Repeat the material verbatim. Images are excluded from the copy.
---*---
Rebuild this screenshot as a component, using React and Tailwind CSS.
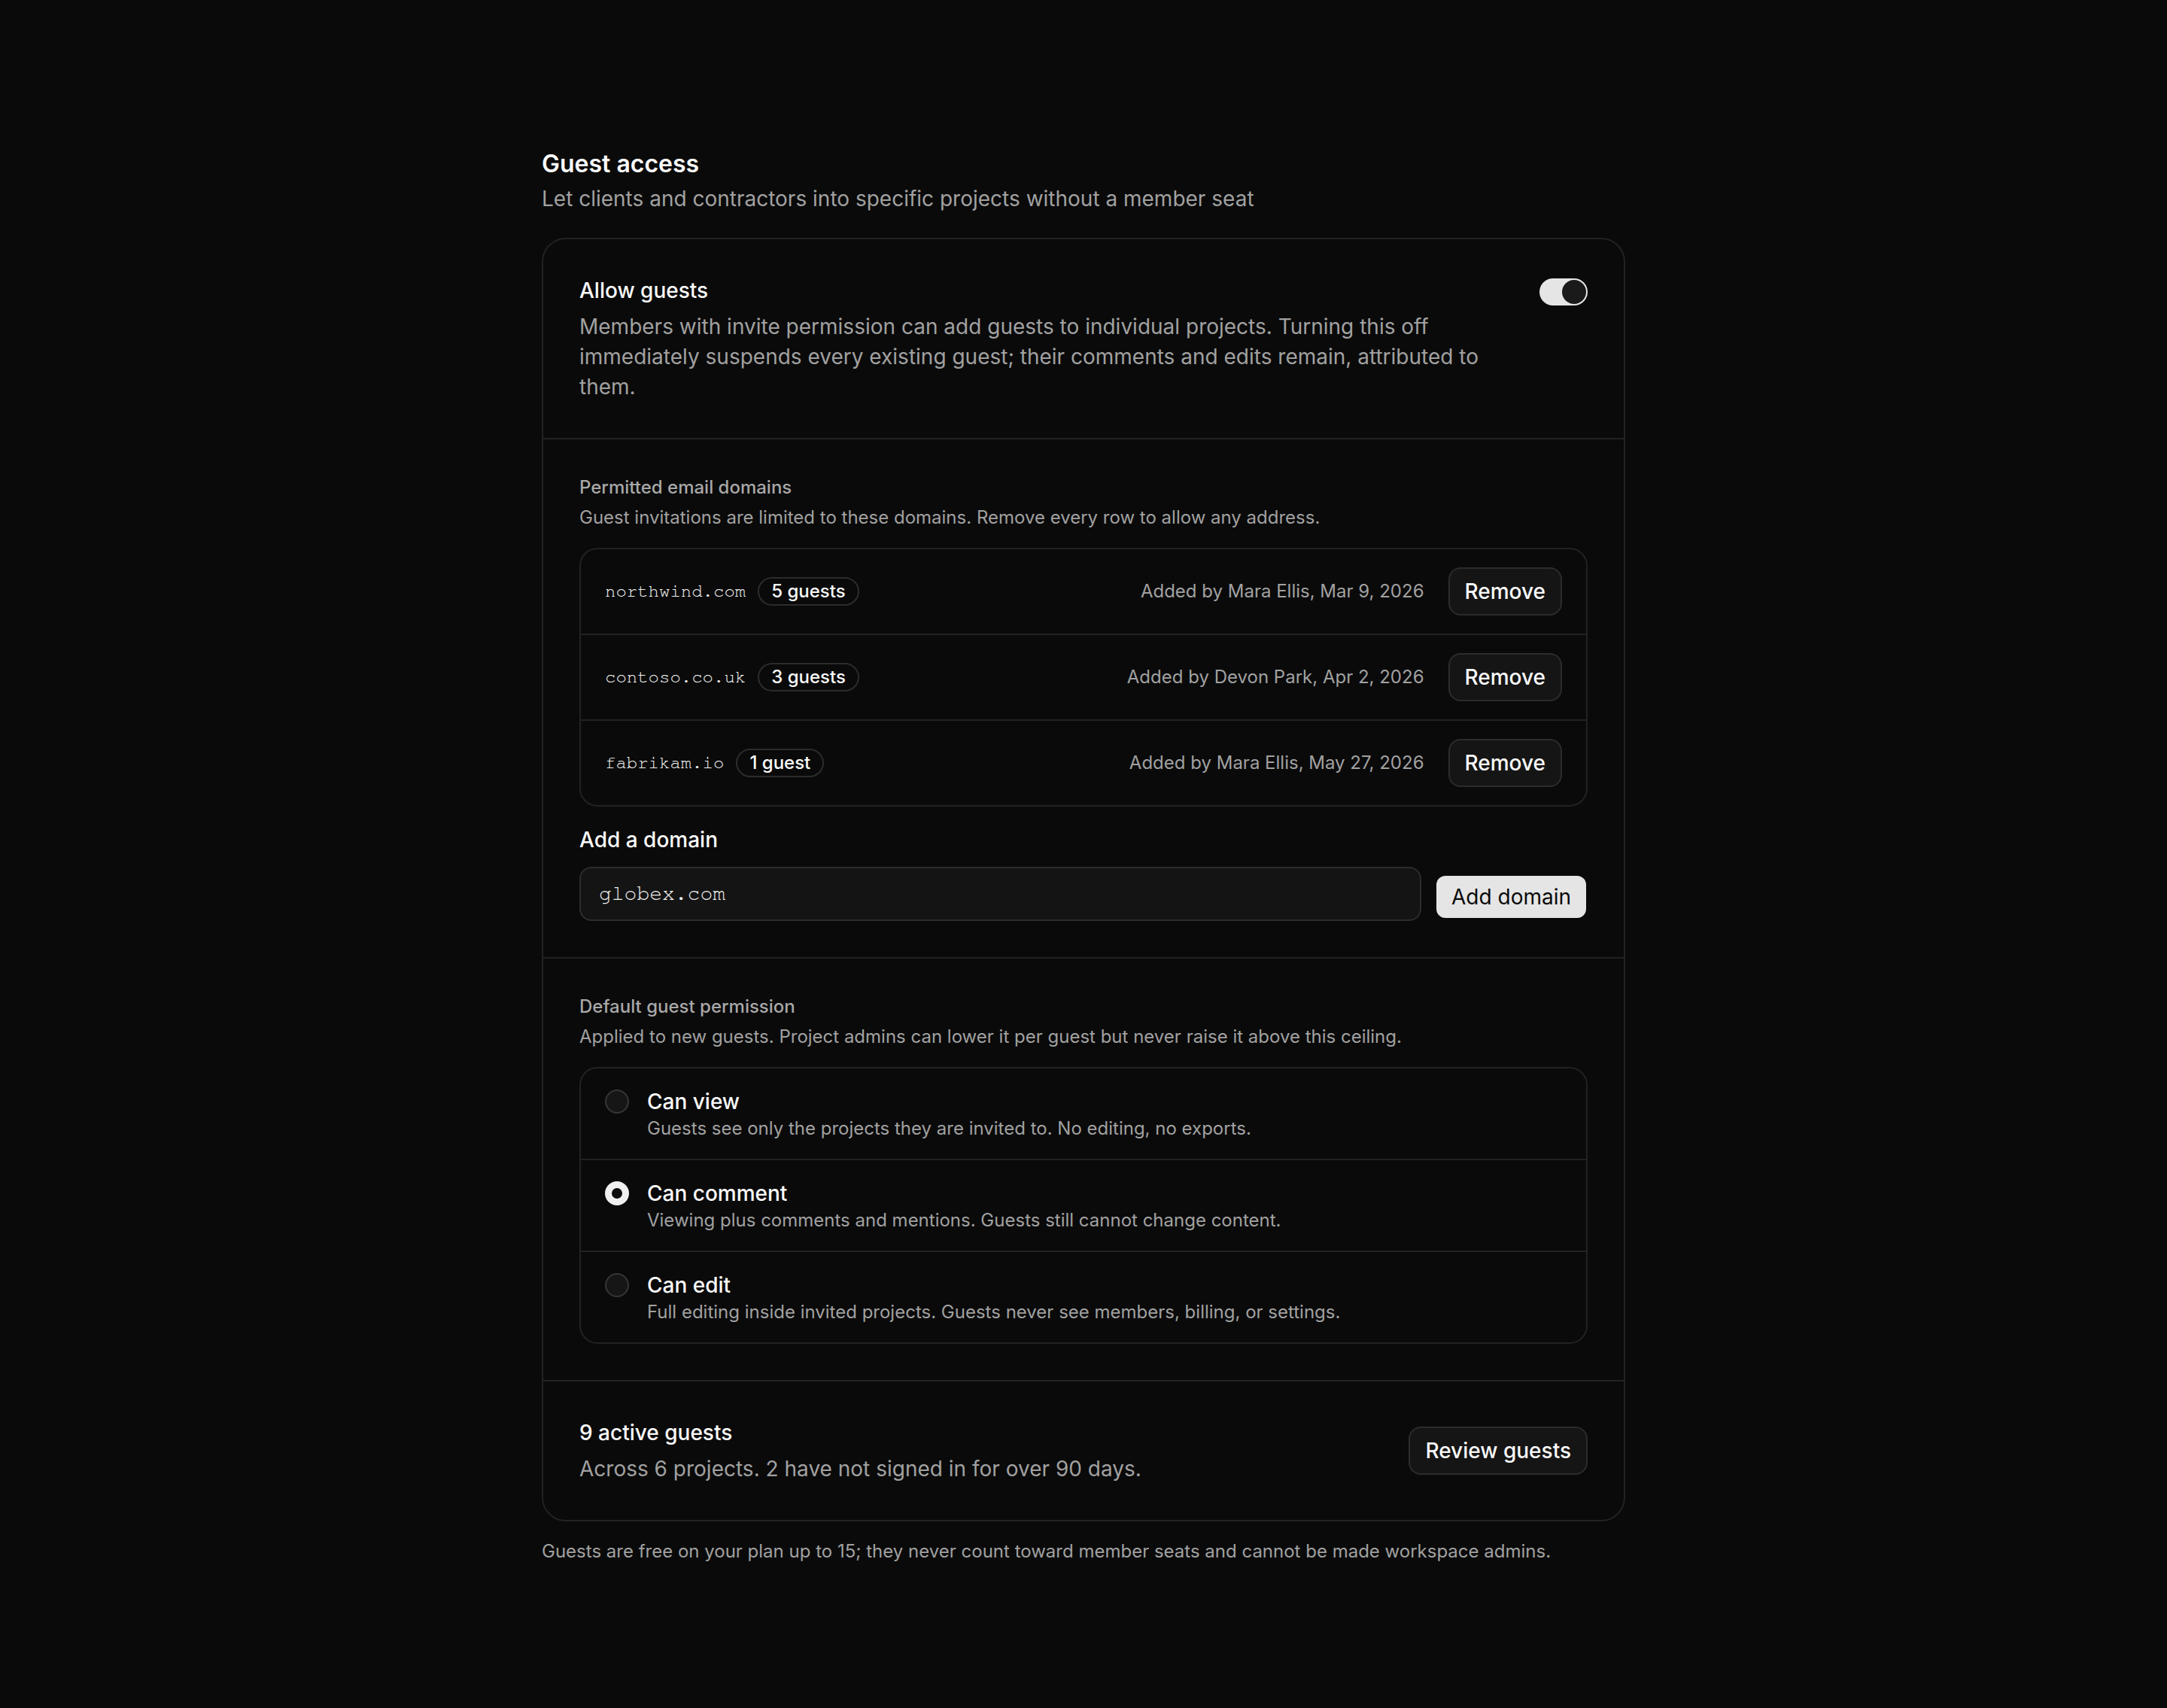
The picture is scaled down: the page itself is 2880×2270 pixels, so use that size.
import React from "react";

const domains = [
  { name: "northwind.com", count: "5 guests", added: "Added by Mara Ellis, Mar 9, 2026" },
  { name: "contoso.co.uk", count: "3 guests", added: "Added by Devon Park, Apr 2, 2026" },
  { name: "fabrikam.io", count: "1 guest", added: "Added by Mara Ellis, May 27, 2026" },
];

const perms = [
  { title: "Can view", desc: "Guests see only the projects they are invited to. No editing, no exports.", selected: false },
  { title: "Can comment", desc: "Viewing plus comments and mentions. Guests still cannot change content.", selected: true },
  { title: "Can edit", desc: "Full editing inside invited projects. Guests never see members, billing, or settings.", selected: false },
];

function Radio({ selected }) {
  if (selected) {
    return <span className="mt-1 block h-8 w-8 shrink-0 rounded-full border-[9px] border-[#f0f0f0] bg-[#0a0a0a]" />;
  }
  return <span className="mt-1 block h-8 w-8 shrink-0 rounded-full border-2 border-[#363636] bg-[#161616]" />;
}

export default function App() {
  return (
    <div className="min-h-screen bg-[#0a0a0a] font-['Inter','Noto_Sans',sans-serif] text-[#fafafa] antialiased">
      <div className="mx-auto w-[1440px] pt-[194px] pb-48">
        <h1 className="text-[32px] font-semibold leading-[48px] text-[#fafafa]">Guest access</h1>
        <p className="mt-[2px] text-[28px] leading-[40px] text-[#a1a1a1]">
          Let clients and contractors into specific projects without a member seat
        </p>

        <div className="mt-8 rounded-[32px] border-2 border-[#222222] bg-[#0a0a0a]">
          {/* Allow guests */}
          <div className="flex items-start gap-12 border-b-2 border-[#222222] p-12">
            <div className="flex-1">
              <div className="text-[28px] font-medium leading-[40px] text-[#fafafa]">Allow guests</div>
              <p className="mt-2 text-[28px] leading-[40px] text-[#a1a1a1]">
                Members with invite permission can add guests to individual projects. Turning this off immediately
                suspends every existing guest; their comments and edits remain, attributed to them.
              </p>
            </div>
            <div className="mt-[4px] flex h-[36px] w-16 shrink-0 items-center justify-end rounded-full bg-[#e5e5e5] p-[2px]">
              <span className="block h-8 w-8 rounded-full bg-[#1a1a1a]" />
            </div>
          </div>

          {/* Domains */}
          <div className="border-b-2 border-[#222222] p-12">
            <div className="text-[24px] font-medium leading-[32px] text-[#a8a8a8]">Permitted email domains</div>
            <p className="mt-2 text-[24px] leading-[32px] text-[#a1a1a1]">
              Guest invitations are limited to these domains. Remove every row to allow any address.
            </p>
            <div className="mt-6 rounded-[24px] border-2 border-[#222222]">
              {domains.map((d, i) => (
                <div
                  key={d.name}
                  className={`flex items-center justify-between gap-8 px-8 py-6 ${i > 0 ? "border-t-2 border-[#222222]" : ""}`}
                >
                  <div className="flex items-center gap-4">
                    <span className="font-['Nimbus_Mono_PS','Nimbus_Mono_L','FreeMono','Courier_10_Pitch','Liberation_Mono',monospace] text-[24px] text-[#f5f5f5]">
                      {d.name}
                    </span>
                    <span className="flex h-[38px] items-center rounded-full border-2 border-[#2c2c2c] px-4 text-[24px] font-medium text-[#fafafa]">
                      {d.count}
                    </span>
                  </div>
                  <div className="flex items-center gap-8">
                    <span className="text-[24px] text-[#a1a1a1]">{d.added}</span>
                    <button className="flex h-16 items-center rounded-2xl border-2 border-[#2c2c2c] bg-[#151515] px-5 text-[28px] font-medium text-[#fafafa]">
                      Remove
                    </button>
                  </div>
                </div>
              ))}
            </div>

            <div className="mt-6 text-[28px] font-medium leading-[40px] text-[#fafafa]">Add a domain</div>
            <div className="mt-4 flex items-center gap-5">
              <div className="flex h-[72px] flex-1 items-center rounded-2xl border-2 border-[#2c2c2c] bg-[#141414] px-6">
                <span className="font-['Nimbus_Mono_PS','Nimbus_Mono_L','FreeMono','Courier_10_Pitch','Liberation_Mono',monospace] text-[28px] text-[#f0f0f0]">
                  globex.com
                </span>
              </div>
              <button className="mr-[2px] mt-[7px] flex h-14 items-center rounded-xl bg-[#e5e5e5] px-5 text-[28px] text-[#0a0a0a]">
                Add domain
              </button>
            </div>
          </div>

          {/* Default permission */}
          <div className="border-b-2 border-[#222222] p-12">
            <div className="text-[24px] font-medium leading-[32px] text-[#a8a8a8]">Default guest permission</div>
            <p className="mt-2 text-[24px] leading-[32px] text-[#a1a1a1]">
              Applied to new guests. Project admins can lower it per guest but never raise it above this ceiling.
            </p>
            <div className="mt-6 rounded-[24px] border-2 border-[#222222]">
              {perms.map((p, i) => (
                <div
                  key={p.title}
                  className={`flex items-start gap-6 px-8 py-6 ${i > 0 ? "border-t-2 border-[#222222]" : ""}`}
                >
                  <Radio selected={p.selected} />
                  <div>
                    <div className="text-[28px] font-medium leading-[40px] text-[#fafafa]">{p.title}</div>
                    <div className="text-[24px] leading-[32px] text-[#a1a1a1]">{p.desc}</div>
                  </div>
                </div>
              ))}
            </div>
          </div>

          {/* Active guests */}
          <div className="flex items-center justify-between gap-12 p-12">
            <div>
              <div className="text-[28px] font-medium leading-[40px] text-[#fafafa]">9 active guests</div>
              <p className="mt-2 text-[28px] leading-[40px] text-[#a1a1a1]">
                Across 6 projects. 2 have not signed in for over 90 days.
              </p>
            </div>
            <button className="flex h-16 items-center rounded-2xl border-2 border-[#2c2c2c] bg-[#151515] px-5 text-[28px] font-medium text-[#fafafa]">
              Review guests
            </button>
          </div>
        </div>

        <p className="mt-6 text-[24px] leading-[32px] text-[#a1a1a1]">
          Guests are free on your plan up to 15; they never count toward member seats and cannot be made workspace
          admins.
        </p>
      </div>
    </div>
  );
}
---*---
Correct response
Rebuild this screenshot as a component, using React and Tailwind CSS.
The picture is scaled down: the page itself is 2880×2270 pixels, so use that size.
import React from "react";

const domains = [
  { name: "northwind.com", count: "5 guests", added: "Added by Mara Ellis, Mar 9, 2026" },
  { name: "contoso.co.uk", count: "3 guests", added: "Added by Devon Park, Apr 2, 2026" },
  { name: "fabrikam.io", count: "1 guest", added: "Added by Mara Ellis, May 27, 2026" },
];

const perms = [
  { title: "Can view", desc: "Guests see only the projects they are invited to. No editing, no exports.", selected: false },
  { title: "Can comment", desc: "Viewing plus comments and mentions. Guests still cannot change content.", selected: true },
  { title: "Can edit", desc: "Full editing inside invited projects. Guests never see members, billing, or settings.", selected: false },
];

function Radio({ selected }) {
  if (selected) {
    return <span className="mt-1 block h-8 w-8 shrink-0 rounded-full border-[9px] border-[#f0f0f0] bg-[#0a0a0a]" />;
  }
  return <span className="mt-1 block h-8 w-8 shrink-0 rounded-full border-2 border-[#363636] bg-[#161616]" />;
}

export default function App() {
  return (
    <div className="min-h-screen bg-[#0a0a0a] font-['Inter','Noto_Sans',sans-serif] text-[#fafafa] antialiased">
      <div className="mx-auto w-[1440px] pt-[194px] pb-48">
        <h1 className="text-[32px] font-semibold leading-[48px] text-[#fafafa]">Guest access</h1>
        <p className="mt-[2px] text-[28px] leading-[40px] text-[#a1a1a1]">
          Let clients and contractors into specific projects without a member seat
        </p>

        <div className="mt-8 rounded-[32px] border-2 border-[#222222] bg-[#0a0a0a]">
          {/* Allow guests */}
          <div className="flex items-start gap-12 border-b-2 border-[#222222] p-12">
            <div className="flex-1">
              <div className="text-[28px] font-medium leading-[40px] text-[#fafafa]">Allow guests</div>
              <p className="mt-2 text-[28px] leading-[40px] text-[#a1a1a1]">
                Members with invite permission can add guests to individual projects. Turning this off immediately
                suspends every existing guest; their comments and edits remain, attributed to them.
              </p>
            </div>
            <div className="mt-[4px] flex h-[36px] w-16 shrink-0 items-center justify-end rounded-full bg-[#e5e5e5] p-[2px]">
              <span className="block h-8 w-8 rounded-full bg-[#1a1a1a]" />
            </div>
          </div>

          {/* Domains */}
          <div className="border-b-2 border-[#222222] p-12">
            <div className="text-[24px] font-medium leading-[32px] text-[#a8a8a8]">Permitted email domains</div>
            <p className="mt-2 text-[24px] leading-[32px] text-[#a1a1a1]">
              Guest invitations are limited to these domains. Remove every row to allow any address.
            </p>
            <div className="mt-6 rounded-[24px] border-2 border-[#222222]">
              {domains.map((d, i) => (
                <div
                  key={d.name}
                  className={`flex items-center justify-between gap-8 px-8 py-6 ${i > 0 ? "border-t-2 border-[#222222]" : ""}`}
                >
                  <div className="flex items-center gap-4">
                    <span className="font-['Nimbus_Mono_PS','Nimbus_Mono_L','FreeMono','Courier_10_Pitch','Liberation_Mono',monospace] text-[24px] text-[#f5f5f5]">
                      {d.name}
                    </span>
                    <span className="flex h-[38px] items-center rounded-full border-2 border-[#2c2c2c] px-4 text-[24px] font-medium text-[#fafafa]">
                      {d.count}
                    </span>
                  </div>
                  <div className="flex items-center gap-8">
                    <span className="text-[24px] text-[#a1a1a1]">{d.added}</span>
                    <button className="flex h-16 items-center rounded-2xl border-2 border-[#2c2c2c] bg-[#151515] px-5 text-[28px] font-medium text-[#fafafa]">
                      Remove
                    </button>
                  </div>
                </div>
              ))}
            </div>

            <div className="mt-6 text-[28px] font-medium leading-[40px] text-[#fafafa]">Add a domain</div>
            <div className="mt-4 flex items-center gap-5">
              <div className="flex h-[72px] flex-1 items-center rounded-2xl border-2 border-[#2c2c2c] bg-[#141414] px-6">
                <span className="font-['Nimbus_Mono_PS','Nimbus_Mono_L','FreeMono','Courier_10_Pitch','Liberation_Mono',monospace] text-[28px] text-[#f0f0f0]">
                  globex.com
                </span>
              </div>
              <button className="mr-[2px] mt-[7px] flex h-14 items-center rounded-xl bg-[#e5e5e5] px-5 text-[28px] text-[#0a0a0a]">
                Add domain
              </button>
            </div>
          </div>

          {/* Default permission */}
          <div className="border-b-2 border-[#222222] p-12">
            <div className="text-[24px] font-medium leading-[32px] text-[#a8a8a8]">Default guest permission</div>
            <p className="mt-2 text-[24px] leading-[32px] text-[#a1a1a1]">
              Applied to new guests. Project admins can lower it per guest but never raise it above this ceiling.
            </p>
            <div className="mt-6 rounded-[24px] border-2 border-[#222222]">
              {perms.map((p, i) => (
                <div
                  key={p.title}
                  className={`flex items-start gap-6 px-8 py-6 ${i > 0 ? "border-t-2 border-[#222222]" : ""}`}
                >
                  <Radio selected={p.selected} />
                  <div>
                    <div className="text-[28px] font-medium leading-[40px] text-[#fafafa]">{p.title}</div>
                    <div className="text-[24px] leading-[32px] text-[#a1a1a1]">{p.desc}</div>
                  </div>
                </div>
              ))}
            </div>
          </div>

          {/* Active guests */}
          <div className="flex items-center justify-between gap-12 p-12">
            <div>
              <div className="text-[28px] font-medium leading-[40px] text-[#fafafa]">9 active guests</div>
              <p className="mt-2 text-[28px] leading-[40px] text-[#a1a1a1]">
                Across 6 projects. 2 have not signed in for over 90 days.
              </p>
            </div>
            <button className="flex h-16 items-center rounded-2xl border-2 border-[#2c2c2c] bg-[#151515] px-5 text-[28px] font-medium text-[#fafafa]">
              Review guests
            </button>
          </div>
        </div>

        <p className="mt-6 text-[24px] leading-[32px] text-[#a1a1a1]">
          Guests are free on your plan up to 15; they never count toward member seats and cannot be made workspace
          admins.
        </p>
      </div>
    </div>
  );
}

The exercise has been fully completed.